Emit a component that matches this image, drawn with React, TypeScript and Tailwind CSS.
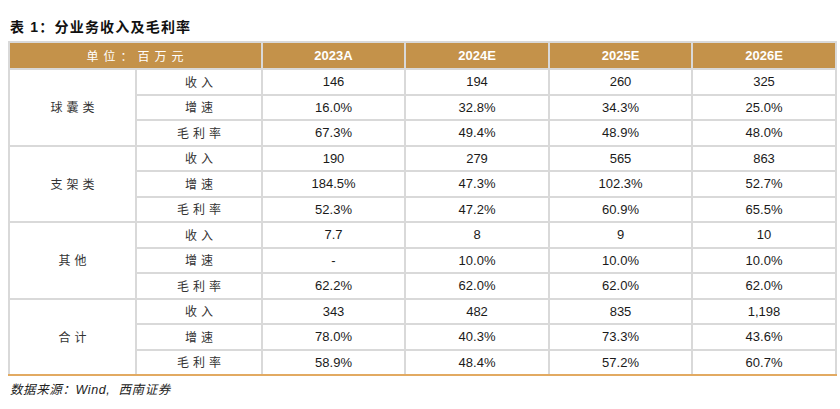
import React from 'react';

type Row = { label: string; values: string[] };
type Group = { name: string; rows: Row[] };

const groups: Group[] = [
  {
    name: '球囊类',
    rows: [
      { label: '收入', values: ['146', '194', '260', '325'] },
      { label: '增速', values: ['16.0%', '32.8%', '34.3%', '25.0%'] },
      { label: '毛利率', values: ['67.3%', '49.4%', '48.9%', '48.0%'] },
    ],
  },
  {
    name: '支架类',
    rows: [
      { label: '收入', values: ['190', '279', '565', '863'] },
      { label: '增速', values: ['184.5%', '47.3%', '102.3%', '52.7%'] },
      { label: '毛利率', values: ['52.3%', '47.2%', '60.9%', '65.5%'] },
    ],
  },
  {
    name: '其他',
    rows: [
      { label: '收入', values: ['7.7', '8', '9', '10'] },
      { label: '增速', values: ['-', '10.0%', '10.0%', '10.0%'] },
      { label: '毛利率', values: ['62.2%', '62.0%', '62.0%', '62.0%'] },
    ],
  },
  {
    name: '合计',
    rows: [
      { label: '收入', values: ['343', '482', '835', '1,198'] },
      { label: '增速', values: ['78.0%', '40.3%', '73.3%', '43.6%'] },
      { label: '毛利率', values: ['58.9%', '48.4%', '57.2%', '60.7%'] },
    ],
  },
];

const years = ['2023A', '2024E', '2025E', '2026E'];

const cjk = "font-['Noto_Sans_CJK_SC',sans-serif]";
const num = "font-['Liberation_Sans','Noto_Sans_CJK_SC',sans-serif]";

export default function App() {
  return (
    <div className="w-[840px] h-[409px] bg-white overflow-hidden">
      <div className={`pt-[17px] pl-[10px] h-[41px] text-[14px] font-bold text-[#111] tracking-[1.2px] ${num}`}>
        表 1：分业务收入及毛利率
      </div>

      <table className="ml-[8px] w-[827px] table-fixed border-collapse">
        <colgroup>
          <col className="w-[127px]" />
          <col className="w-[126px]" />
          <col className="w-[143px]" />
          <col className="w-[144px]" />
          <col className="w-[143px]" />
          <col className="w-[144px]" />
        </colgroup>
        <thead>
          <tr className="h-[27px] bg-[#c4924a]">
            <th
              colSpan={2}
              className={`border-2 border-[#d9d9d9] pl-[4px] text-[12px] font-normal text-white tracking-[5px] ${cjk}`}
            >
              单位：百万元
            </th>
            {years.map(y => (
              <th key={y} className={`border-2 border-[#d9d9d9] text-[13px] font-bold text-white ${num}`}>
                {y}
              </th>
            ))}
          </tr>
        </thead>
        <tbody>
          {groups.map((g, gi) =>
            g.rows.map((r, ri) => {
              const last = gi === groups.length - 1 && ri === 2;
              const bottom = last ? 'border-b-[#e2aa62]' : '';
              return (
                <tr key={g.name + r.label} className="h-[25.5px]">
                  {ri === 0 && (
                    <td
                      rowSpan={3}
                      className={`border-2 border-[#d9d9d9] ${gi === groups.length - 1 ? 'border-b-[#e2aa62]' : ''} pl-[4px] text-center text-[12px] text-[#333] tracking-[4px] ${cjk}`}
                    >
                      {g.name}
                    </td>
                  )}
                  <td className={`border-2 border-[#d9d9d9] ${bottom} pl-[4px] text-center text-[12px] text-[#333] tracking-[4px] ${cjk}`}>
                    {r.label}
                  </td>
                  {r.values.map((v, i) => (
                    <td
                      key={i}
                      className={`border-2 border-[#d9d9d9] ${bottom} text-center text-[13px] text-[#1a1a1a] ${num}`}
                    >
                      {v}
                    </td>
                  ))}
                </tr>
              );
            })
          )}
        </tbody>
      </table>

      <div className={`pl-[10px] pt-[5px] text-[12.5px] italic text-[#222] tracking-[0.6px] ${num}`}>
        数据来源：Wind,&nbsp; 西南证券
      </div>
    </div>
  );
}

################

» **TASK REQUIREMENTS**: Restate the material word for word from its first line through the line containing "const years = ['2023A', '2024E', '2025E', '2026E'];", both included; the pictures do not belong in it.

» **EXERCISE ANSWER**:
Emit a component that matches this image, drawn with React, TypeScript and Tailwind CSS.
import React from 'react';

type Row = { label: string; values: string[] };
type Group = { name: string; rows: Row[] };

const groups: Group[] = [
  {
    name: '球囊类',
    rows: [
      { label: '收入', values: ['146', '194', '260', '325'] },
      { label: '增速', values: ['16.0%', '32.8%', '34.3%', '25.0%'] },
      { label: '毛利率', values: ['67.3%', '49.4%', '48.9%', '48.0%'] },
    ],
  },
  {
    name: '支架类',
    rows: [
      { label: '收入', values: ['190', '279', '565', '863'] },
      { label: '增速', values: ['184.5%', '47.3%', '102.3%', '52.7%'] },
      { label: '毛利率', values: ['52.3%', '47.2%', '60.9%', '65.5%'] },
    ],
  },
  {
    name: '其他',
    rows: [
      { label: '收入', values: ['7.7', '8', '9', '10'] },
      { label: '增速', values: ['-', '10.0%', '10.0%', '10.0%'] },
      { label: '毛利率', values: ['62.2%', '62.0%', '62.0%', '62.0%'] },
    ],
  },
  {
    name: '合计',
    rows: [
      { label: '收入', values: ['343', '482', '835', '1,198'] },
      { label: '增速', values: ['78.0%', '40.3%', '73.3%', '43.6%'] },
      { label: '毛利率', values: ['58.9%', '48.4%', '57.2%', '60.7%'] },
    ],
  },
];

const years = ['2023A', '2024E', '2025E', '2026E'];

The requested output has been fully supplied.